For Mr Trump, the election stood as a judgment on his four years in office, a term in which he bent Washington to his will, challenged faith in its institutions and changed how America was viewed across the globe. Rarely trying to unite a country divided along lines of race and class, he has often acted as an insurgent against the government he led while undermining the nation’s scientists, bureaucracy and media.
At the White House, more than 100 family members, friends, donors and staff were set to watch returns from the East Room. Mr Trump was watching votes come in upstairs in the residence with a few close aides. Most top campaign officials were monitoring returns from a “war room” set up in the Eisenhower Executive Office Building.
Mr Biden spent the day campaigning in Scranton, Pennsylvania, where he was born, and in Philadelphia with a couple of local stops in Wilmington, Delaware, where he is spending election night.
The president began his day on an upbeat note, predicting that he would do even better than in 2016. But during a midday visit to his campaign headquarters, he spoke in a gravelly, subdued tone.
Mr Trump told reporters: “Winning is easy.
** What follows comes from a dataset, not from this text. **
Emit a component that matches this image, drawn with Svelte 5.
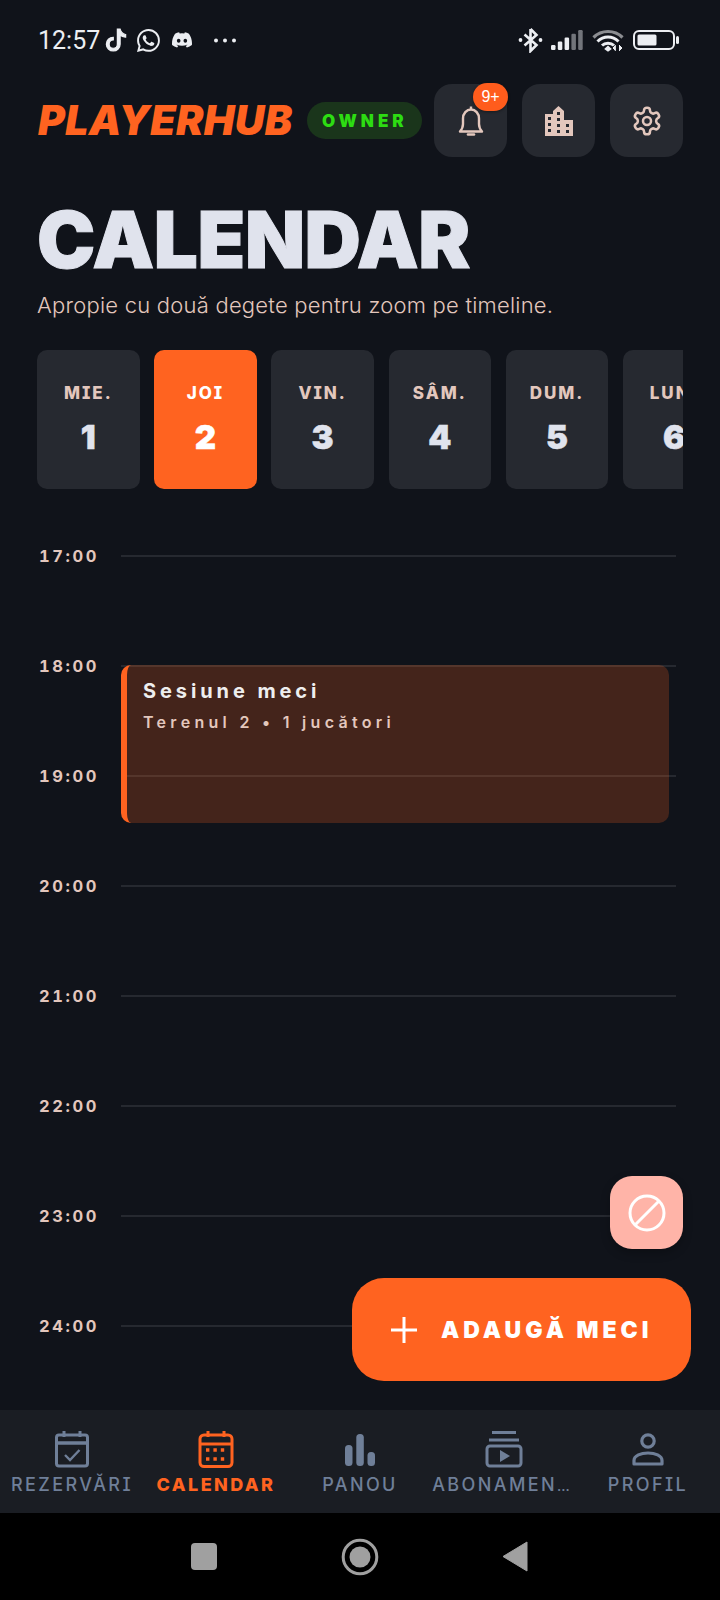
<script>
	const days = [
		{ name: 'MIE.', num: 1 },
		{ name: 'JOI', num: 2, active: true },
		{ name: 'VIN.', num: 3 },
		{ name: 'SÂM.', num: 4 },
		{ name: 'DUM.', num: 5 },
		{ name: 'LUN.', num: 6 }
	]
	const hours = ['17:00', '18:00', '19:00', '20:00', '21:00', '22:00', '23:00', '24:00']
</script>

<div class="page">
	<div class="status">
		<span class="time">12:57</span>
		<svg class="st-tiktok" viewBox="0 0 16 16"><path d="M9 0h1.98c.144.715.54 1.617 1.235 2.512C12.895 3.389 13.797 4 15 4v2c-1.753 0-3.07-.814-4-1.829V11a5 5 0 1 1-5-5v2a3 3 0 1 0 3 3V0Z" stroke="#eceef2" stroke-width="0.9" /></svg>
		<svg class="st-whatsapp" viewBox="0 0 16 16"><path d="M13.601 2.326A7.854 7.854 0 0 0 7.994 0C3.627 0 .068 3.558.064 7.926c0 1.399.366 2.76 1.057 3.965L0 16l4.204-1.102a7.933 7.933 0 0 0 3.79.965h.004c4.368 0 7.926-3.558 7.93-7.93A7.898 7.898 0 0 0 13.6 2.326zM7.994 14.521a6.573 6.573 0 0 1-3.356-.92l-.24-.144-2.494.654.666-2.433-.156-.251a6.56 6.56 0 0 1-1.007-3.505c0-3.626 2.957-6.584 6.591-6.584a6.56 6.56 0 0 1 4.66 1.931 6.557 6.557 0 0 1 1.928 4.66c-.004 3.639-2.961 6.592-6.592 6.592zm3.615-4.934c-.197-.099-1.17-.578-1.353-.646-.182-.065-.315-.099-.445.099-.133.197-.513.646-.627.775-.114.133-.232.148-.43.05-.197-.1-.836-.308-1.592-.985-.59-.525-.985-1.175-1.103-1.372-.114-.198-.011-.304.088-.403.087-.088.197-.232.296-.346.1-.114.133-.198.198-.33.065-.134.034-.248-.015-.347-.05-.099-.445-1.076-.612-1.47-.16-.389-.323-.335-.445-.34-.114-.007-.247-.007-.38-.007a.729.729 0 0 0-.529.247c-.182.198-.691.677-.691 1.654 0 .977.71 1.916.81 2.049.098.133 1.394 2.132 3.383 2.992.47.205.84.326 1.129.418.475.152.904.129 1.246.08.38-.058 1.171-.48 1.338-.943.164-.464.164-.86.114-.943-.049-.084-.182-.133-.38-.232z" /></svg>
		<svg class="st-discord" viewBox="0 0 16 16"><path d="M13.545 2.907a13.227 13.227 0 0 0-3.257-1.011.05.05 0 0 0-.052.025c-.141.25-.297.577-.406.833a12.19 12.19 0 0 0-3.658 0 8.258 8.258 0 0 0-.412-.833.051.051 0 0 0-.052-.025c-1.125.194-2.22.534-3.257 1.011a.041.041 0 0 0-.021.018C.356 6.024-.213 9.047.066 12.032c.001.014.01.028.021.037a13.276 13.276 0 0 0 3.995 2.02.05.05 0 0 0 .056-.019c.308-.42.582-.863.818-1.329a.05.05 0 0 0-.01-.059.051.051 0 0 0-.018-.011 8.875 8.875 0 0 1-1.248-.595.05.05 0 0 1-.02-.066.051.051 0 0 1 .015-.019c.084-.063.168-.129.248-.195a.05.05 0 0 1 .051-.007c2.619 1.196 5.454 1.196 8.041 0a.052.052 0 0 1 .053.007c.08.066.164.132.248.195a.051.051 0 0 1-.004.085 8.254 8.254 0 0 1-1.249.594.05.05 0 0 0-.03.03.052.052 0 0 0 .003.041c.24.465.515.909.817 1.329a.05.05 0 0 0 .056.019 13.235 13.235 0 0 0 4.001-2.02.049.049 0 0 0 .021-.037c.334-3.451-.559-6.449-2.366-9.106a.034.034 0 0 0-.02-.019Zm-8.198 7.307c-.789 0-1.438-.724-1.438-1.612 0-.889.637-1.613 1.438-1.613.807 0 1.45.73 1.438 1.613 0 .888-.637 1.612-1.438 1.612Zm5.316 0c-.788 0-1.438-.724-1.438-1.612 0-.889.637-1.613 1.438-1.613.807 0 1.451.73 1.438 1.613 0 .888-.631 1.612-1.438 1.612Z" /></svg>
		<svg class="st-dots" viewBox="0 0 24 4"><circle cx="3" cy="2" r="2" /><circle cx="12" cy="2" r="2" /><circle cx="21" cy="2" r="2" /></svg>
		<span class="spacer"></span>
		<svg class="st-bt" viewBox="0 0 25 26"><path d="M12.5 2v22l6-6-12-10.5M12.5 2l6 6-12 10.5" fill="none" stroke="#eceef2" stroke-width="2.6" /><circle cx="2.5" cy="13" r="1.9" /><circle cx="22.5" cy="13" r="1.9" /></svg>
		<svg class="st-signal" viewBox="0 0 32 20">
			<rect x="0" y="15" width="4.5" height="5" rx="1.2" />
			<rect x="6.8" y="11.5" width="4.5" height="8.5" rx="1.2" />
			<rect x="13.6" y="7.5" width="4.5" height="12.5" rx="1.2" />
			<rect x="20.4" y="3.8" width="4.5" height="16.2" rx="1.2" opacity="0.45" />
			<rect x="27.2" y="0" width="4.5" height="20" rx="1.2" opacity="0.45" />
		</svg>
		<svg class="st-wifi" viewBox="0 0 32 23">
			<path d="M1.5 8.5C9.5 .5 22.5 .5 30.5 8.5" fill="none" stroke="#8b8d91" stroke-width="3.2" />
			<path d="M5.5 12.5C11.5 6.5 20.5 6.5 26.5 12.5" fill="none" stroke="#eceef2" stroke-width="3" />
			<path d="M10 16.5C13 13.5 19 13.5 22 16.5" fill="none" stroke="#eceef2" stroke-width="3" />
			<path d="M12.2 20l3.8-3.4 3.8 3.4-3.8 2.8z" />
			<path d="M23.3 16v6M27.5 16v6M21 19l2-2v4zM30 19l-2-2v4z" stroke="#eceef2" stroke-width="1" />
		</svg>
		<svg class="st-batt" viewBox="0 0 46 20">
			<rect x="1" y="1" width="40" height="18" rx="5" fill="none" stroke="#eceef2" stroke-width="2" />
			<rect x="4.5" y="4.5" width="19" height="11" rx="1.5" />
			<rect x="43" y="6" width="3" height="8" rx="1.5" />
		</svg>
	</div>

	<header class="topbar">
		<span class="logo">PLAYERHUB</span>
		<span class="role">OWNER</span>
		<span class="spacer"></span>
		<div class="actions">
			<button class="icon-btn">
				<svg width="30" height="32" viewBox="0 0 30 32" fill="none" stroke="#e3c7bd" stroke-width="2.4"><path d="M4 26.5c1.8-2 3-3.8 3-7.5v-5.5C7 8.500 10.500 4.500 15 4.500s8 4 8 9V19c0 3.700 1.200 5.500 3 7.500z" stroke-linejoin="round" /><path d="M15 1.500v3" /><path d="M12 29.500h6" stroke-width="2.600" stroke-linecap="round" /></svg>
				<span class="badge">9+</span>
			</button>
			<button class="icon-btn">
				<svg width="28" height="30" viewBox="0 0 28 30"><path fill="#e3c7bd" fill-rule="evenodd" d="M0 8h8V5l5.500-5 5.500 5v9h9v16H0zM3 11v3h3v-3zM12 6v3h3V6zM12 12v3h3v-3zM3 17v3h3v-3zM12 18v3h3v-3zM21 18v3h3v-3zM3 23v3h3v-3zM12 24v3h3v-3zM21 24v3h3v-3z" /></svg>
			</button>
			<button class="icon-btn">
				<svg width="32" height="32" viewBox="0 0 24 24" fill="none" stroke="#e3c7bd" stroke-width="1.9" stroke-linejoin="round"><path d="M12.220 2h-.44a2 2 0 0 0-2 2v.18a2 2 0 0 1-1 1.730l-.43.25a2 2 0 0 1-2 0l-.15-.08a2 2 0 0 0-2.730.73l-.22.38a2 2 0 0 0 .73 2.730l.15.1a2 2 0 0 1 1 1.720v.51a2 2 0 0 1-1 1.740l-.15.09a2 2 0 0 0-.73 2.730l.22.38a2 2 0 0 0 2.730.73l.15-.08a2 2 0 0 1 2 0l.43.25a2 2 0 0 1 1 1.730V20a2 2 0 0 0 2 2h.44a2 2 0 0 0 2-2v-.18a2 2 0 0 1 1-1.730l.43-.25a2 2 0 0 1 2 0l.15.08a2 2 0 0 0 2.730-.73l.22-.39a2 2 0 0 0-.73-2.730l-.15-.08a2 2 0 0 1-1-1.740v-.5a2 2 0 0 1 1-1.740l.15-.09a2 2 0 0 0 .73-2.730l-.22-.38a2 2 0 0 0-2.730-.73l-.15.08a2 2 0 0 1-2 0l-.43-.25a2 2 0 0 1-1-1.730V4a2 2 0 0 0-2-2z" /><circle cx="12" cy="12" r="3" /></svg>
			</button>
		</div>
	</header>

	<h1>CALENDAR</h1>
	<p class="subtitle">Apropie cu două degete pentru zoom pe timeline.</p>

	<div class="days">
		{#each days as day}
			<div class="day" class:active={day.active}>
				<span class="day-name">{day.name}</span>
				<span class="day-num">{day.num}</span>
			</div>
		{/each}
	</div>

	<div class="timeline">
		{#each hours as hour}
			<div class="hour">
				<span class="hour-label">{hour}</span>
				<span class="hour-line"></span>
			</div>
		{/each}
		<div class="event">
			<div class="event-title">Sesiune meci</div>
			<div class="event-sub">Terenul 2 • 1 jucători</div>
		</div>
	</div>

	<button class="fab-block" aria-label="Blocheaza">
		<svg width="40" height="40" viewBox="0 0 40 40" fill="none" stroke="#fff" stroke-width="3"><circle cx="20" cy="20" r="17" /><path d="M8 32L32 8" /></svg>
	</button>
	<button class="fab-add">
		<svg width="28" height="28" viewBox="0 0 28 28" stroke="#fff" stroke-width="3"><path d="M14 1v26M1 14h26" /></svg>
		<span>ADAUGĂ MECI</span>
	</button>

	<nav class="tabs">
		<div class="tab">
			<svg width="36" height="38" viewBox="0 0 36 38" fill="none" stroke="currentColor" stroke-width="3"><rect x="2.500" y="5" width="31" height="31" rx="2.500" /><path d="M2.500 13h31" stroke-width="3.500" /><path d="M10 1v6M26 1v6" /><path d="M11 25l5 5 9.500-10" stroke-width="2.400" /></svg>
			<span>REZERVĂRI</span>
		</div>
		<div class="tab current">
			<svg width="36" height="38" viewBox="0 0 36 38" fill="none" stroke="currentColor" stroke-width="3"><rect x="2" y="5" width="32" height="31.500" rx="4" /><path d="M2 14h32" /><path d="M10 1v6M26 1v6" /><path d="M8 20h20M8 29h20" stroke-width="3.400" stroke-dasharray="3.400 4" /></svg>
			<span>CALENDAR</span>
		</div>
		<div class="tab">
			<svg width="36" height="38" viewBox="0 0 36 38"><rect x="3" y="15" width="7.500" height="21" rx="3.500" fill="currentColor" /><rect x="14.300" y="4" width="7.500" height="32" rx="3.500" fill="currentColor" /><rect x="25.500" y="22" width="7.500" height="14" rx="3.500" fill="currentColor" /></svg>
			<span>PANOU</span>
		</div>
		<div class="tab">
			<svg width="38" height="38" viewBox="0 0 38 38" fill="none" stroke="currentColor" stroke-width="3"><path d="M7 2.500h24M4 10h30" /><rect x="2" y="16" width="34" height="20" rx="3" /><path d="M15 20v12l10-6z" fill="currentColor" stroke="none" /></svg>
			<span>ABONAMEN<i class="ell">…</i></span>
		</div>
		<div class="tab">
			<svg width="36" height="38" viewBox="0 0 36 38" fill="none" stroke="currentColor" stroke-width="3.200"><circle cx="18" cy="11" r="6.200" /><path d="M4 34v-3.500c0-5 7-7.500 14-7.500s14 2.500 14 7.500V34z" stroke-linejoin="round" /></svg>
			<span>PROFIL</span>
		</div>
	</nav>

	<div class="sysnav">
		<span class="sys-square"></span>
		<svg width="38" height="38" viewBox="0 0 38 38"><circle cx="19" cy="19" r="16.800" fill="none" stroke="#a0a0a0" stroke-width="3" /><circle cx="19" cy="19" r="10.500" fill="#a0a0a0" /></svg>
		<svg width="26" height="31" viewBox="0 0 26 31"><path d="M25 1v29L1 15.500z" fill="#a0a0a0" stroke="#a0a0a0" stroke-linejoin="round" /></svg>
	</div>
</div>

<style>
	:global(body) {
		background: #10131a;
	}

	.page {
		position: relative;
		width: 720px;
		height: 1600px;
		display: flex;
		flex-direction: column;
		overflow: hidden;
		background: #10131a;
		font-family: Inter, 'Noto Sans', sans-serif;
		color: #e0e3ed;
	}

	.spacer {
		flex: 1;
	}

	.status {
		height: 26px;
		margin-top: 27px;
		padding: 0 41px 0 38px;
		display: flex;
		align-items: center;
	}

	.status svg {
		fill: #eceef2;
		flex: none;
	}

	.time {
		font-family: Roboto, sans-serif;
		font-size: 25px;
		color: #eceef2;
	}

	.st-tiktok {
		width: 22px;
		height: 24px;
		margin-left: 5px;
	}

	.st-whatsapp {
		width: 23px;
		height: 23px;
		margin-left: 10px;
	}

	.st-discord {
		width: 20px;
		height: 20px;
		margin-left: 12px;
	}

	.st-dots {
		width: 24px;
		height: 5px;
		margin-left: 21px;
	}

	.st-bt {
		width: 25px;
		height: 26px;
	}

	.st-signal {
		width: 32px;
		height: 20px;
		margin-left: 8px;
	}

	.st-wifi {
		width: 32px;
		height: 23px;
		margin-left: 9px;
	}

	.st-batt {
		width: 46px;
		height: 20px;
		margin-left: 9px;
	}

	.topbar {
		margin-top: 31px;
		padding: 0 37px 0 38px;
		display: flex;
		align-items: center;
	}

	.logo {
		margin-right: 15px;
		font-size: 41px;
		font-weight: 900;
		font-style: italic;
		letter-spacing: 0.3px;
		color: #ff6320;
		line-height: 1;
	}

	.role {
		flex: none;
		width: 115px;
		height: 37px;
		border-radius: 19px;
		background: #1a351b;
		color: #2ddc12;
		font-size: 17px;
		font-weight: 900;
		letter-spacing: 4px;
		display: flex;
		align-items: center;
		justify-content: center;
	}

	.actions {
		flex: none;
		display: flex;
		gap: 15px;
	}

	.icon-btn {
		position: relative;
		flex: none;
		width: 73px;
		height: 73px;
		border: none;
		border-radius: 18px;
		background: #262930;
		display: flex;
		align-items: center;
		justify-content: center;
		padding: 0;
	}

	.badge {
		position: absolute;
		top: -1px;
		right: -1px;
		width: 35px;
		height: 28px;
		border-radius: 14px;
		background: #ff5c1c;
		color: #fff;
		font-size: 16px;
		display: flex;
		align-items: center;
		justify-content: center;
		box-shadow: 0 1px 3px rgba(0, 0, 0, 0.4);
	}

	h1 {
		margin: 43px 0 0 37px;
		font-size: 78px;
		font-weight: 900;
		line-height: 80px;
		letter-spacing: -0.4px;
		color: #e0e3ed;
		-webkit-text-stroke: 1px #e0e3ed;
	}

	.subtitle {
		margin: 10px 0 0 37px;
		font-size: 22px;
		font-weight: 300;
		letter-spacing: 0.22px;
		line-height: 30px;
		color: #e3c7bd;
	}

	.days {
		margin: 30px 37px 0 37px;
		display: flex;
		gap: 14.700px;
		overflow: hidden;
	}

	.day {
		flex: none;
		width: 102.500px;
		height: 139px;
		border-radius: 10px;
		background: #262930;
		display: flex;
		flex-direction: column;
		align-items: center;
		padding-top: 32px;
		box-sizing: border-box;
	}

	.day.active {
		background: #ff6320;
	}

	.day-name {
		font-size: 17px;
		font-weight: 800;
		letter-spacing: 2px;
		line-height: 22px;
		color: #e3c7bd;
		font-feature-settings: 'cv08';
	}

	.day-num {
		margin-top: 13px;
		font-size: 33px;
		font-weight: 900;
		line-height: 40px;
		color: #e0e3ed;
		-webkit-text-stroke: 0.5px currentColor;
	}

	.day.active .day-name,
	.day.active .day-num {
		color: #fff;
	}

	.timeline {
		position: relative;
		flex: 1;
		margin-top: 22px;
		padding-top: 44px;
		overflow: hidden;
	}

	.hour {
		height: 110px;
		display: flex;
		align-items: flex-start;
		padding: 0 44px 0 39px;
	}

	.hour-label {
		width: 82px;
		flex: none;
		margin-top: -10px;
		font-size: 16.500px;
		font-weight: 700;
		font-variant-numeric: tabular-nums;
		letter-spacing: 2.600px;
		line-height: 22px;
		color: #e3c7bd;
	}

	.hour-line {
		flex: 1;
		height: 2px;
		background: #262930;
	}

	.event {
		position: absolute;
		top: 154px;
		left: 121px;
		width: 548px;
		height: 158px;
		box-sizing: border-box;
		padding: 13px 0 0 16px;
		border-left: 6px solid #ff6320;
		border-radius: 10px;
		background: rgba(255, 99, 32, 0.22);
	}

	.event-title {
		font-size: 20px;
		font-weight: 700;
		letter-spacing: 3.900px;
		line-height: 26px;
		color: #eee;
	}

	.event-sub {
		margin-top: 6px;
		font-size: 16px;
		font-weight: 600;
		letter-spacing: 4.300px;
		line-height: 24px;
		color: #e3c7bd;
	}

	.fab-block {
		position: absolute;
		top: 1176px;
		left: 610px;
		width: 73px;
		height: 73px;
		border: none;
		border-radius: 22px;
		padding: 0;
		background: #ffb4a8;
		display: flex;
		align-items: center;
		justify-content: center;
		box-shadow: 0 4px 10px rgba(0, 0, 0, 0.25);
	}

	.fab-add {
		position: absolute;
		top: 1278px;
		left: 352px;
		width: 339px;
		height: 103px;
		border: none;
		border-radius: 32px;
		padding: 0 0 0 38px;
		background: #ff6320;
		display: flex;
		align-items: center;
		gap: 23px;
		color: #fff;
		font-family: Inter, sans-serif;
		font-size: 23px;
		font-weight: 900;
		letter-spacing: 4px;
	}

	.tabs {
		height: 103px;
		flex: none;
		background: #1a1d23;
		display: grid;
		grid-template-columns: repeat(5, 144px);
	}

	.tab {
		display: flex;
		flex-direction: column;
		align-items: center;
		padding-top: 20px;
		color: #6f7f98;
	}

	.tab span {
		margin-top: 5px;
		font-size: 18px;
		font-weight: 500;
		letter-spacing: 2.400px;
		line-height: 24px;
		white-space: nowrap;
		font-feature-settings: 'cv08';
	}

	.ell {
		margin-right: 6px;
		font-style: normal;
		font-size: 14px;
		letter-spacing: 0;
	}

	.tab.current {
		color: #ff6320;
	}

	.tab.current span {
		font-weight: 800;
	}

	.sysnav {
		height: 87px;
		flex: none;
		background: #000;
		display: flex;
		align-items: center;
		padding-left: 191px;
	}

	.sysnav svg:nth-child(2) {
		margin-left: 124px;
	}

	.sysnav svg:nth-child(3) {
		margin-left: 123px;
	}

	.sys-square {
		width: 26px;
		height: 27px;
		border-radius: 4px;
		background: #a0a0a0;
	}
</style>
Losing is never easy, not for me it’s not.”
Mr Trump left open the possibility of addressing the nation on Tuesday night, even if a winner had not been determined. Mr Biden was also scheduled to give a nighttime speech from Wilmington.
Mr Biden said: “I’m superstitious about predicting what an outcome’s gonna be until it happens … but I’m hopeful. It’s just so uncertain … you can’t think of an election in the recent past where so many states were up for grabs.”
With coronavirus surging, voters ranked the pandemic and the economy as top concerns in the race between Mr Trump and Mr Biden, according to AP VoteCast, a national survey of the electorate.
Voters were especially likely to call the public health crisis the nation’s most important issue, with the economy following close behind. Fewer named healthcare, racism, law enforcement, immigration or climate change
The survey found that Mr Trump’s leadership loomed large in voters’ decision-making. Nearly two-thirds of voters said their vote was about Mr Trump – either for him or against him.
The momentum from early voting carried into election day, as an energised electorate produced long queues at polling sites throughout the country. Voters braved worries of coronavirus, threats of polling place intimidation and expectations of long queues caused by changes to voting systems, but appeared undeterred as turnout appeared it would easily surpass the 139 million ballots cast four years ago.
No major problems arose on Tuesday, outside the typical glitches of a presidential election. Some polling places opened late, robocalls provided false information to voters in Iowa and Michigan, and machines or software malfunctioned in some counties in the battleground states of Ohio, Pennsylvania, Georgia and Texas.
The cybersecurity agency at the Department of Homeland Security said there were no outward signs by midday local time of any malicious activity.
The record-setting early vote – and legal rows over how it would be counted – drew unsupported allegations of fraud from Mr Trump, who had repeatedly refused to guarantee he would honour the election’s result.